しかし、”Hot”の蛇口をひねると、ヤケドしかねないほどの熱湯が出てくる。”Cold”の方はもちろん凍えそうに冷たい水しか出てこない。
どーやって使うのよっ!!
まったく、安心して手が洗えたものではない。イギリス人は一体どうやって、手を洗っているのか?
イギリス人が教えてくれている動画を発見したので、ぜひ見てもらいたい。
適温で顔を洗いたいならば、シンクに栓をして、両方の蛇口から熱湯と水を出し、シンクに水を貯めなければならないのである!!
恐ろしく面倒!マナブがイギリス人の友人に「なんでイギリス人はあんな非効率な蛇口を今でも使っているの?」と問い詰めたことがある。
そうしたら、驚くべき答えが。
「ナイス・ルッキングだから」
そんなことって、ありますか?!蛇口が二つだと、素敵なんですかねぇ?全然分かりませんわっ!と思っていた。
しかし。イギリスで暮らしているうちに、日本でよく見かけた現代的でスタイリッシュな蛇口は、味気ないと思っている自分に気付いて驚いた。異国で暮らしていると、美的感覚も変わるものだ。

こういう蛇口は、イギリスでは「エレガントでない」と思われる。
そもそも、なぜイギリスでは蛇口が2つあるのか?
イギリスでは昔、熱いお湯は屋根裏のタンクに貯蔵されていた。新鮮な冷水は飲み水用で、お湯は衛生上の観点から冷水と混ぜてはいけないと決められていた。

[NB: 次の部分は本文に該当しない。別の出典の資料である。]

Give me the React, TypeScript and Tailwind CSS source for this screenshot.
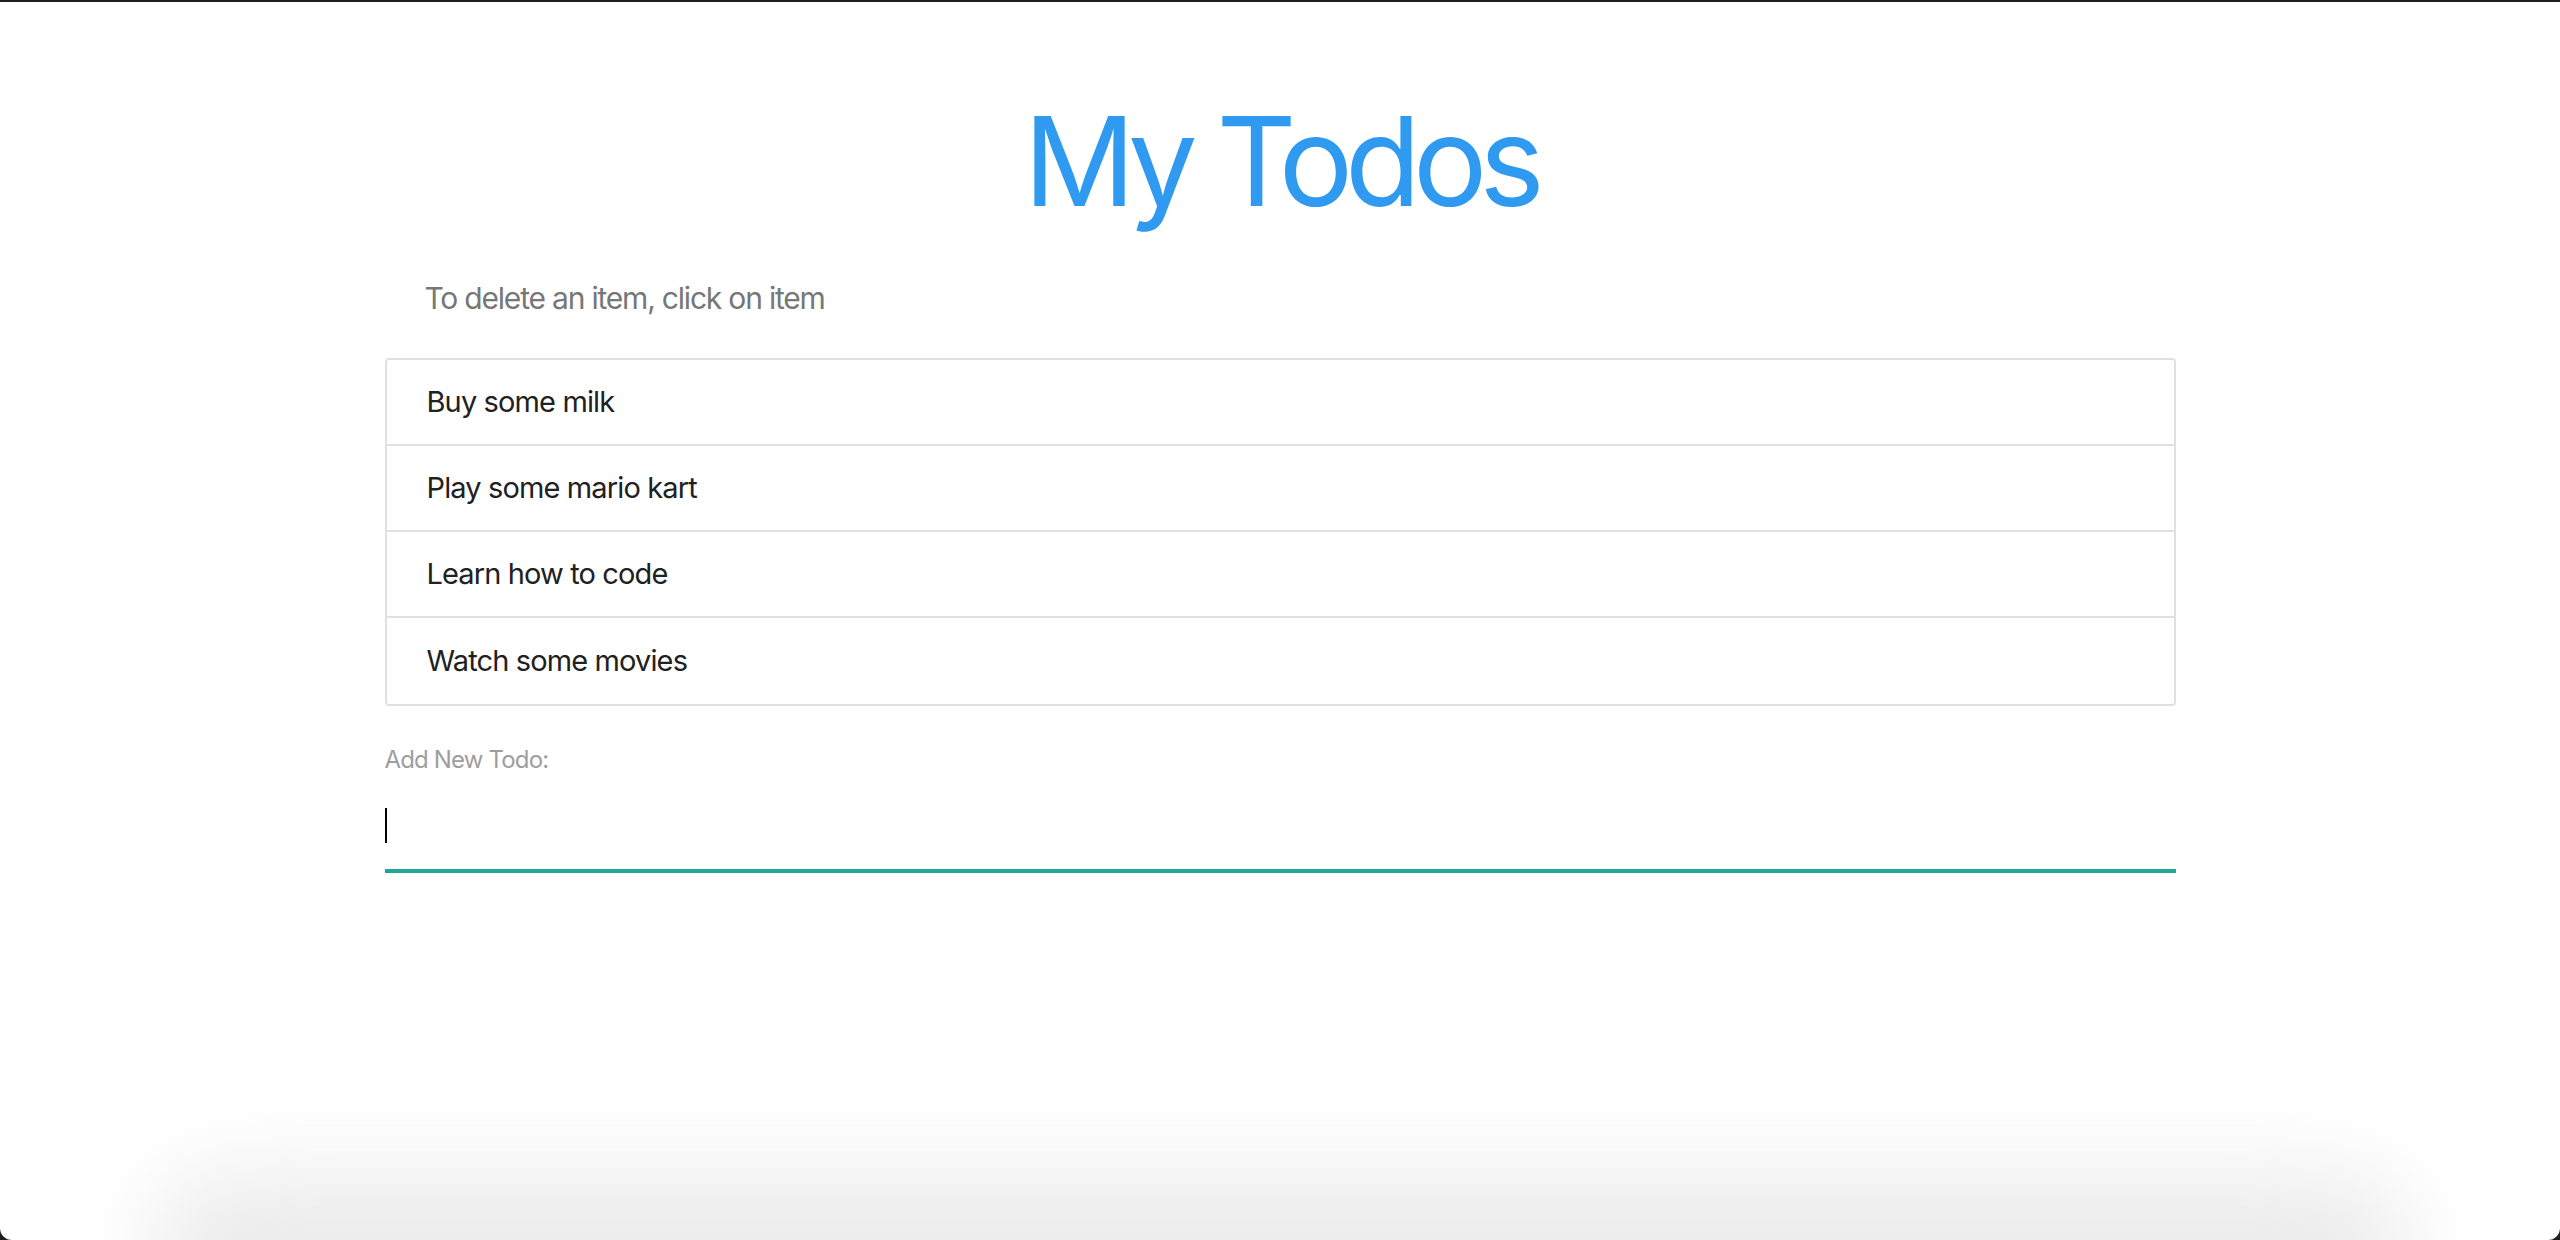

現在では、お湯を屋根裏のタンクに貯蔵することもなくなり、お湯の蛇口からも新鮮な水が出る。だから、ひねる部分は”Hot”と”Cold”に分かれていても、お湯と冷水が混ざる仕組みになっているため、蛇口は1つのものも多い。
しかし、ハンドル部分はいまだに分かれたままの物が多い。適温を出すには、”Hot”と”Cold”の両方のハンドルを回さないといけない。

イギリス人は古いものが大好き。斬新なデザインはあまり好まれない。
まとめ
イギリスと日本はどちらも島国。でも決定的に違うのは、日本が外国のいいものを取り入れるのに長けているのに対して、イギリスは外国に無関心だということ。
どんなに時代が移り変わっても、「自分たちはこれでいい」と思っている様子が暮らしのあちこちに見えてくる。
今回のBrexitも結局、根っこにはそういうメンタリティーがあるのではないか?と霧立は個人的に感じている。
それにしても、気取ったイギリス人の素顔、けっこうお茶目ではないだろうか?